CoVadem gathers water depth data from a network of barge operators on European inland waterways. The system uses a “sailing network” of barges that continuously contribute depth data from sensors as they go about their normal business. The data is processed using proprietary algorithms and is used to predict water depths across the inland waterway network, and provide real-time insight into available fairways and their condition.


LogComex captures millions of data points to track the flows of cargo around the world. They offer real-time trade data on cargo movements at ports and airports around the world, and help clients who move freight to track their own shipments automatically without the need for emails, phone calls, or a complex installation process.


HiLo uses data to change how the maritime industry assesses and reacts to risk. The not for profit initiative anonymously collates near-miss data from the fleet of ships operated by their clients. The data is used to create a comprehensive risk profile of a ship or fleet which can be used to inform corrective action onboard and minimise the chance of major incidents occurring.
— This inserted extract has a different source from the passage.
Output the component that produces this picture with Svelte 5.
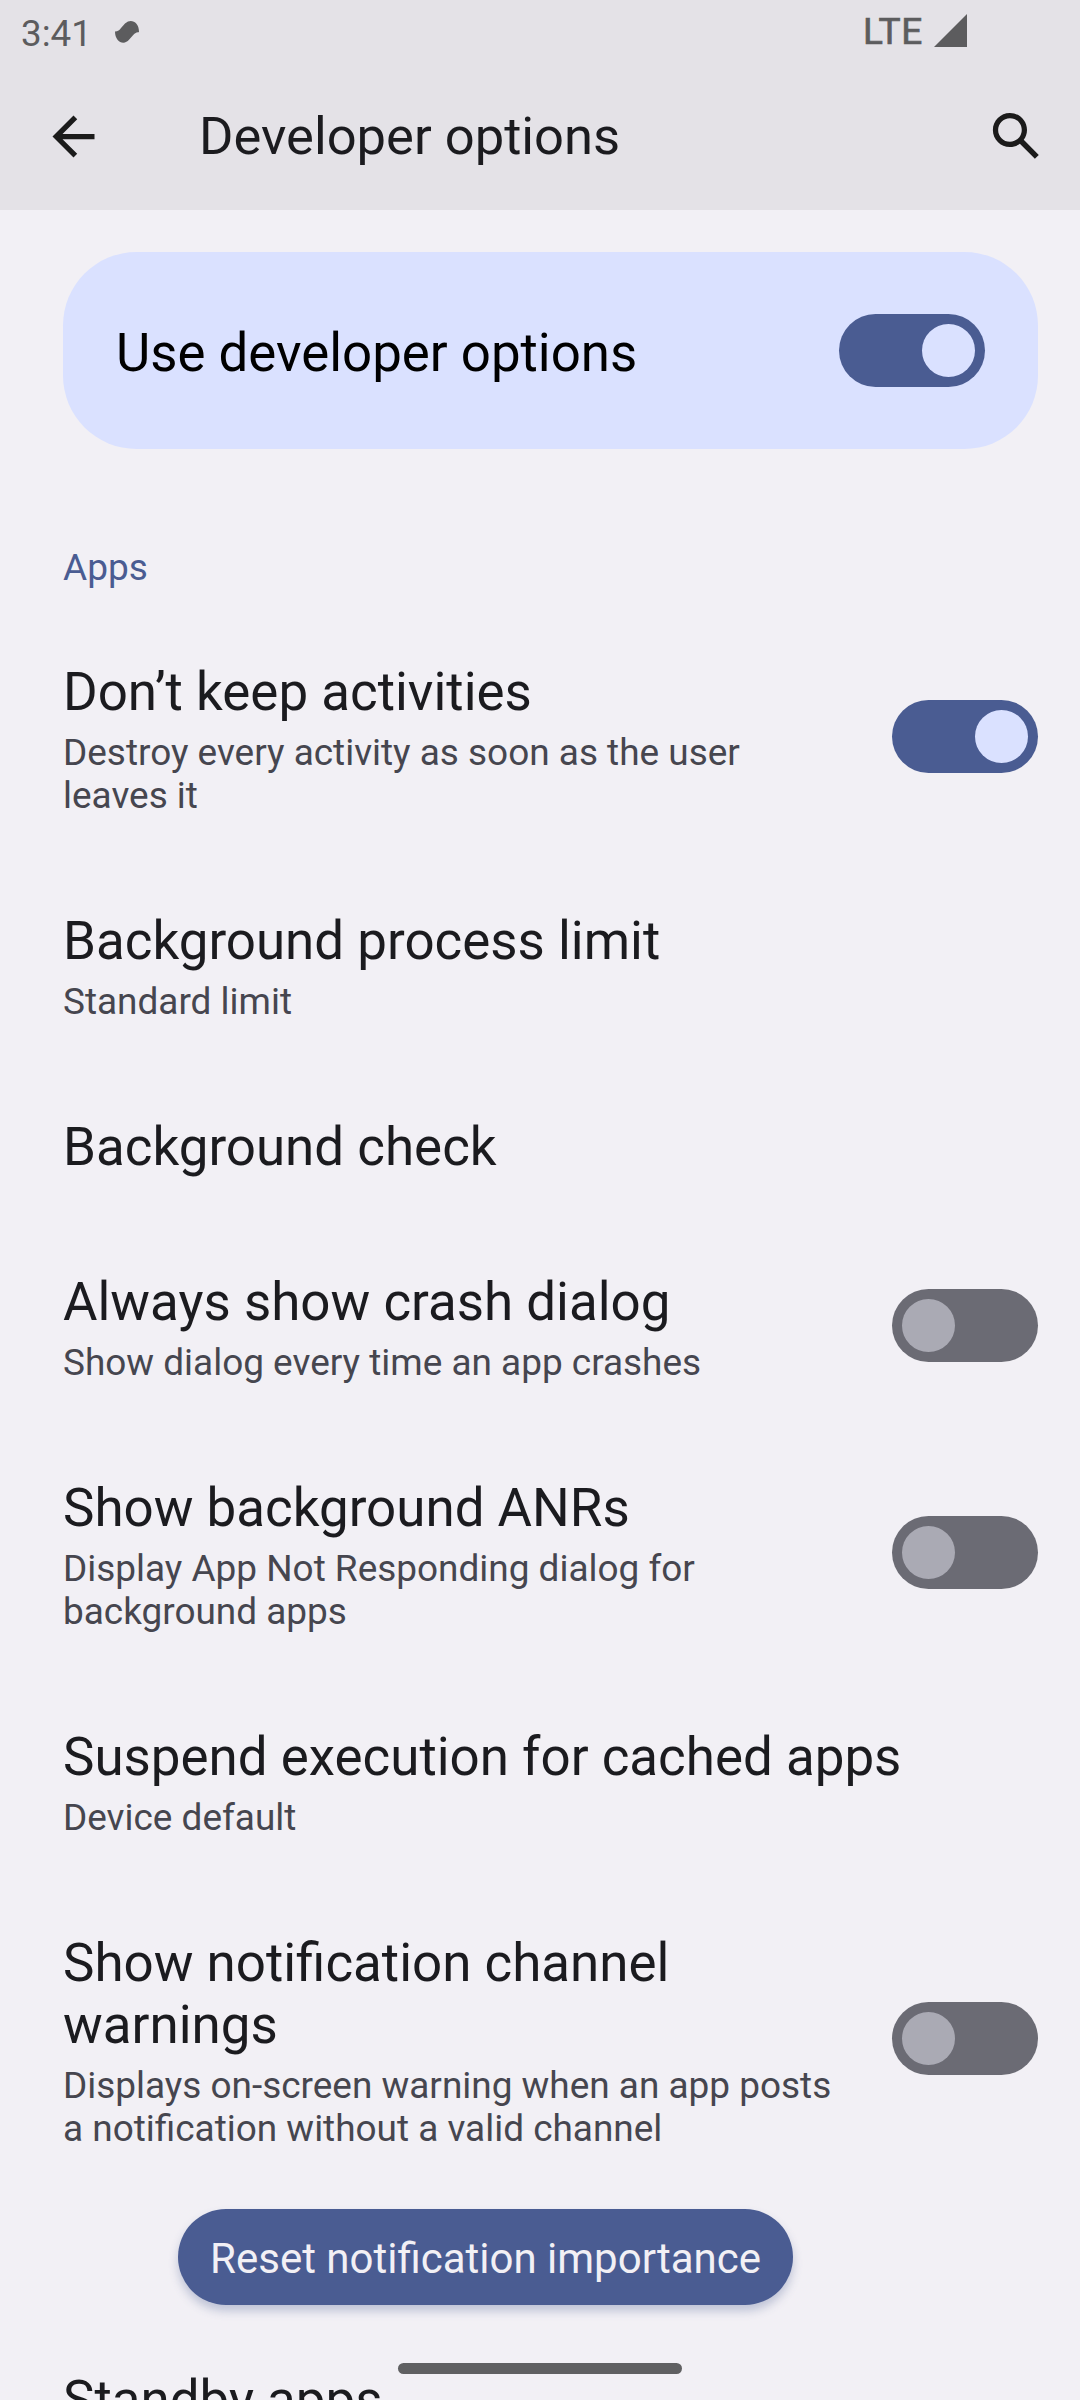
<script>
  const rows = [
    { title: ['Don’t keep activities'], summary: ['Destroy every activity as soon as the user', 'leaves it'], on: true },
    { title: ['Background process limit'], summary: ['Standard limit'] },
    { title: ['Background check'], summary: [] },
    { title: ['Always show crash dialog'], summary: ['Show dialog every time an app crashes'], on: false },
    { title: ['Show background ANRs'], summary: ['Display App Not Responding dialog for', 'background apps'], on: false },
    { title: ['Suspend execution for cached apps'], summary: ['Device default'] },
    { title: ['Show notification channel', 'warnings'], summary: ['Displays on-screen warning when an app posts', 'a notification without a valid channel'], on: false }
  ];
</script>

{#snippet toggle(on)}
  <span class="switch" class:on><span class="thumb"></span></span>
{/snippet}

<div class="screen">
  <header>
    <div class="status">
      <span class="clock">3:41</span>
      <svg class="blob" width="24" height="22" viewBox="0 0 24 22">
        <path d="M0 10.500C3 10.500 4.500 9 6 7L10 2.500C12 .8 14 0 15.700 0C20 0 24 4 24 10.500C24 11.200 23.500 11.300 23 11.300C21 11.500 19.500 12.500 18 14.200L14 18.800C12.500 20.500 10.500 21.700 8.300 21.700C4 21.700 0 17.500 0 10.500Z" />
      </svg>
      <span class="lte">LTE</span>
      <svg class="signal" width="33" height="33" viewBox="0 0 33 33"><path d="M0 33H33V0Z" /></svg>
    </div>
    <div class="toolbar">
      <svg class="back" width="63" height="63" viewBox="0 0 24 24">
        <path d="M20 11H7.830l5.590-5.590L12 4l-8 8 8 8 1.410-1.410L7.830 13H20v-2z" />
      </svg>
      <h1>Developer options</h1>
      <svg class="search" width="63" height="63" viewBox="0 0 24 24">
        <path d="M20.490 19l-5.730-5.730C15.530 12.200 16 10.910 16 9.500 16 5.910 13.090 3 9.500 3S3 5.910 3 9.500 5.910 16 9.500 16c1.410 0 2.700-.470 3.770-1.240L19 20.490 20.490 19zM5 9.500C5 7.010 7.010 5 9.500 5S14 7.010 14 9.500 11.990 14 9.500 14 5 11.990 5 9.500z" />
      </svg>
    </div>
  </header>

  <main>
    <section class="card">
      <span class="label">Use developer options</span>
      {@render toggle(true)}
    </section>
    <h2>Apps</h2>
    {#each rows as row}
      <div class="row">
        <div class="text">
          {#each row.title as line}<div class="title">{line}</div>{/each}
          {#if row.summary.length}
            <div class="summary">
              {#each row.summary as line}<div>{line}</div>{/each}
            </div>
          {/if}
        </div>
        {#if row.on !== undefined}{@render toggle(row.on)}{/if}
      </div>
    {/each}
    <button>Reset notification importance</button>
    <div class="title standby">Standby apps</div>
  </main>
  <div class="handle"></div>
</div>

<style>
  :global(body) { margin: 0; }
  .screen {
    position: relative;
    display: flex;
    flex-direction: column;
    width: 1080px;
    height: 2400px;
    overflow: hidden;
    background: #f2f0f5;
    color: #1b1b1f;
    font-family: Roboto, "Liberation Sans", sans-serif;
  }
  header {
    flex: none;
    height: 210px;
    background: #e4e2e7;
  }
  .status {
    display: flex;
    align-items: flex-start;
    height: 63px;
    color: #5c5c5e;
    fill: #5c5c5e;
  }
  .clock {
    width: 94px;
    padding-left: 21px;
    box-sizing: border-box;
    margin-top: 12px;
    font-size: 36.75px;
    line-height: 43px;
  }
  .blob { margin: 21px 0 0 21px; }
  .lte {
    margin: 10px 0 0 724px;
    width: 71px;
    font-size: 37px;
    line-height: 43px;
    letter-spacing: 0.6px;
    -webkit-text-stroke: 0.7px #5c5c5e;
  }
  .signal { margin-top: 14px; }
  .toolbar {
    display: flex;
    align-items: center;
    height: 147px;
    fill: #1b1b1b;
  }
  .back { margin-left: 42px; }
  h1 {
    flex: 1;
    margin: 0 0 0 94px;
    padding-bottom: 1px;
    font-size: 52.5px;
    line-height: 62px;
    font-weight: 400;
  }
  .search { margin-right: 32px; }
  main {
    display: flex;
    flex-direction: column;
    align-items: flex-start;
    padding: 42px 42px 0 63px;
  }
  .card {
    display: flex;
    flex: none;
    align-items: center;
    justify-content: space-between;
    box-sizing: border-box;
    width: 975px;
    height: 197px;
    padding: 0 53px;
    border-radius: 73.5px;
    background: #dae1ff;
    color: #000;
    font-size: 52.8px;
    line-height: 62px;
  }
  .label { padding-top: 5px; }
  .switch {
    display: flex;
    flex: none;
    align-items: center;
    box-sizing: border-box;
    width: 146px;
    height: 73px;
    padding: 0 10px;
    border-radius: 37px;
    background: #6b6b74;
  }
  .switch.on {
    justify-content: flex-end;
    background: #4a5c92;
  }
  .thumb {
    width: 53px;
    height: 53px;
    border-radius: 50%;
    background: #aaaab4;
  }
  .on .thumb { background: #dae1ff; }
  h2 {
    margin: 97px 0 23px;
    color: #4a5c92;
    font-size: 37px;
    line-height: 43px;
    font-weight: 400;
  }
  .row {
    display: flex;
    align-items: center;
    justify-content: space-between;
    width: 975px;
  }
  .text { padding: 49px 0 44px; }
  .title {
    font-size: 52.9px;
    line-height: 62px;
    white-space: nowrap;
  }
  .summary {
    padding-top: 8px;
    color: #46464f;
    font-size: 36.95px;
    line-height: 43px;
    white-space: nowrap;
  }
  button {
    width: 615px;
    height: 96px;
    margin: 15px 0 0 115px;
    padding: 4px 0 0;
    border: 0;
    border-radius: 48px;
    background: #4a5c92;
    color: #f2f0f5;
    font: 400 42px/50px Roboto, "Liberation Sans", sans-serif;
    box-shadow: 0 6px 10px rgba(74, 92, 146, 0.3);
  }
  .standby { margin-top: 64px; }
  .handle {
    position: absolute;
    left: 398px;
    top: 2363px;
    width: 284px;
    height: 11px;
    border-radius: 6px;
    background: #606062;
  }
</style>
While big data in maritime trade is still an early stage sector, many of the largest industry players including major carriers, forwarders, and brokers have bet heavily on building big data capability. It is a serious undertaking, requiring considerable investment in technology, skills development, and change management across the organisation. But unlike some of the more hyped technology areas like autonomous ships and blockchain, the business case usually stacks up well for businesses operating at a large scale. The saying “data is the new oil” is so overused that it has become cliché, but it is absolutely true. For organisations looking for a competitive advantage in an increasingly commoditised world, investing in big data capability is a great way to find it.